Let’s kick off the new year with another self-check on my mental and physical health, shall we?
Short answer: I’m doing quite well.
Longer answer…is much longer:
Last spring, I went off my anti-depressant. Even with my usual summer depression, I’m feeling better not taking it. I’ve heard people complain that anti-depressants have dulled their emotions, and while I never felt that way when I was on it, since I went off the med, I’ve been more emotional, mostly in good ways. It’s not that I’m moodier (I think my mood stabilizer and therapeutic techniques are still handling my cyclothymic mood swings well), just that I feel emotions and express them more fully. And that’s a good thing.
When it comes to my frequent difficulty falling asleep and sleeping through the night (due to a combination of general anxiety and my natural sleep cycle not fitting with a full-time, 8-5 job), I used benadryl for a number of years. Until this past summer, when I suddenly realized that while benadryl makes me dopey and knocks me out, it also makes me kind of wired. I would get emotionally cranky and physically restless while I was falling asleep and I usually woke up feeling tired, as if I wasn’t actually getting enough sleep. I talked to my doctor and we agreed to me switching my usage of Xanax, taking it at night before I go to bed, instead of taking it in a smaller dose in the morning and again in the afternoon. With Xanax, I fall asleep more gently and wake up feeling better rested and calmer. And I haven’t felt the need to take it during the day since I switched it up, which I like a lot. (I have to give credit for that to therapeutic techniques I’ve learned as well as switching when I take the Xanax.)
Wait, that’s not entirely true. I continue to have bad anxiety days, although I don’t think as much as I used to, and on those days when I feel anxious enough to need a sick day, I’ll take Xanax to help calm me down, which usually involves me falling asleep and napping during the day. But I’m a big fan of naps, so, okay then. I’ve also noticed that if I don’t get enough sleep two or more nights in a row, my moods can get severely fucked up. Even one night of too little sleep can make the following day messy for me. But getting enough sleep on the regular makes my days much easier and more fun to go through.
I’ve practiced meditation for years, but with many stops and restarts. In November, I read Hannah Hart‘s memoirs, Buffering, and based on her recommendation in the book, I tried a guided meditation app, Headspace.
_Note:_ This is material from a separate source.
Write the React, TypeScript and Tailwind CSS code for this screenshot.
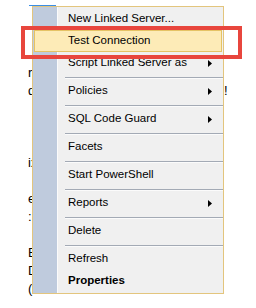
import React from 'react'

type Item =
  | { kind: 'item'; label: string; sub?: boolean; active?: boolean; bold?: boolean }
  | { kind: 'sep' }

const items: Item[] = [
  { kind: 'item', label: 'New Linked Server...' },
  { kind: 'item', label: 'Test Connection', active: true },
  { kind: 'item', label: 'Script Linked Server as', sub: true },
  { kind: 'sep' },
  { kind: 'item', label: 'Policies', sub: true },
  { kind: 'sep' },
  { kind: 'item', label: 'SQL Code Guard', sub: true },
  { kind: 'sep' },
  { kind: 'item', label: 'Facets' },
  { kind: 'sep' },
  { kind: 'item', label: 'Start PowerShell' },
  { kind: 'sep' },
  { kind: 'item', label: 'Reports', sub: true },
  { kind: 'sep' },
  { kind: 'item', label: 'Delete' },
  { kind: 'sep' },
  { kind: 'item', label: 'Refresh' },
  { kind: 'item', label: 'Properties', bold: true },
]

// tree rows peeking out from under the menu, 18px apart
const treeRows = ['', '', '', 'rtl', 'db', '', '', '', 'ix', '', 'ev', ':', '', 'Err', 'Dim', '(']

const Arrow = () => (
  <svg width="4" height="7" viewBox="0 0 4 7" className="block">
    <polygon points="0,0 4,3.5 0,7" fill="#000" />
  </svg>
)

const MenuRow = ({ item }: { item: Item }) => {
  if (item.kind === 'sep') {
    return (
      <div className="h-[6px] pl-[32px] pt-[3px]">
        <div className="h-px bg-[#a3aab5]" />
        <div className="h-px bg-[#fbfbfb]" />
      </div>
    )
  }
  if (item.active) {
    return (
      <div className="mx-px flex h-[22px] items-center border border-[#e5c365] bg-[#fdebb7] pl-[33px] pr-[10px]">
        <span className="flex-1">{item.label}</span>
      </div>
    )
  }
  return (
    <div className="flex h-[22px] items-center pl-[35px] pr-[11px]">
      <span className={`flex-1 ${item.bold ? 'font-bold' : ''}`}>{item.label}</span>
      {item.sub && <Arrow />}
    </div>
  )
}

export default function App() {
  return (
    <div className="relative h-[308px] w-[256px] overflow-hidden bg-white font-['Liberation_Sans',Arial,sans-serif] text-black">
      {/* tree behind the menu */}
      <div className="ml-[29px] mt-[5px] h-px w-[27px] bg-[#3a8ee6]" />
      <div className="mt-[4px] text-[13px] leading-[18px]">
        {treeRows.map((t, i) => (
          <div key={i} className="flex h-[18px]">
            <span className="w-[224px] pl-[28px]">{t}</span>
            {i === 4 && <span>!</span>}
          </div>
        ))}
      </div>

      {/* context menu */}
      <div className="absolute left-[32px] top-[6px] h-[288px] w-[192px] border border-[#e3c57d] bg-[linear-gradient(to_right,#bfcbdd_24px,#fbfbfb_24px,#fbfbfb_25px,#f0f0f0_25px)] py-px text-[11.5px]">
        {items.map((it, i) => (
          <MenuRow key={i} item={it} />
        ))}
      </div>

      {/* annotation box */}
      <div className="absolute left-[21px] top-[26px] h-[33px] w-[221px] border-4 border-[#e8463d]" />
    </div>
  )
}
I didn’t use it every day, but I did more consistently than I have in the past. The guided meditations were a lot of help, and I loved that I could sync it with the Google Fit app and track whether or not I was meditating regularly, but after the free month trial, I didn’t want to pay to keep using it. so I switched to a more minimal app, Calm, that also syncs with Google Fit. (And I continue to use a lot of what I learned from Headspace.) I’ve gotten much better at meditating at least 10 minutes every day and I can feel it, physically and mentally, and getting more consistent with it has boosted my self-esteem. I’ve also gotten better at hitting my Google Fit daily goal of 30 minutes of walking exercise, at least on work days. On my days off, not so much, although I have done more walking to and from my local coffee shop on my days off. Not enough and not regularly, but I’m working on that. In general, though, I’m feeling healthier and I think this is part of the reason my anxiety has been better.
I feel like I’m on the right track, not beating myself up for not hitting goals, but taking note and striving to hit those goals. I feel good about the meds I’m on and the tools I’m using to handle my mental health. Despite 2016 being a flaming pus bucket of a year, one that sent me into too many bouts of melancholy and anxiousness, I’m in a good place.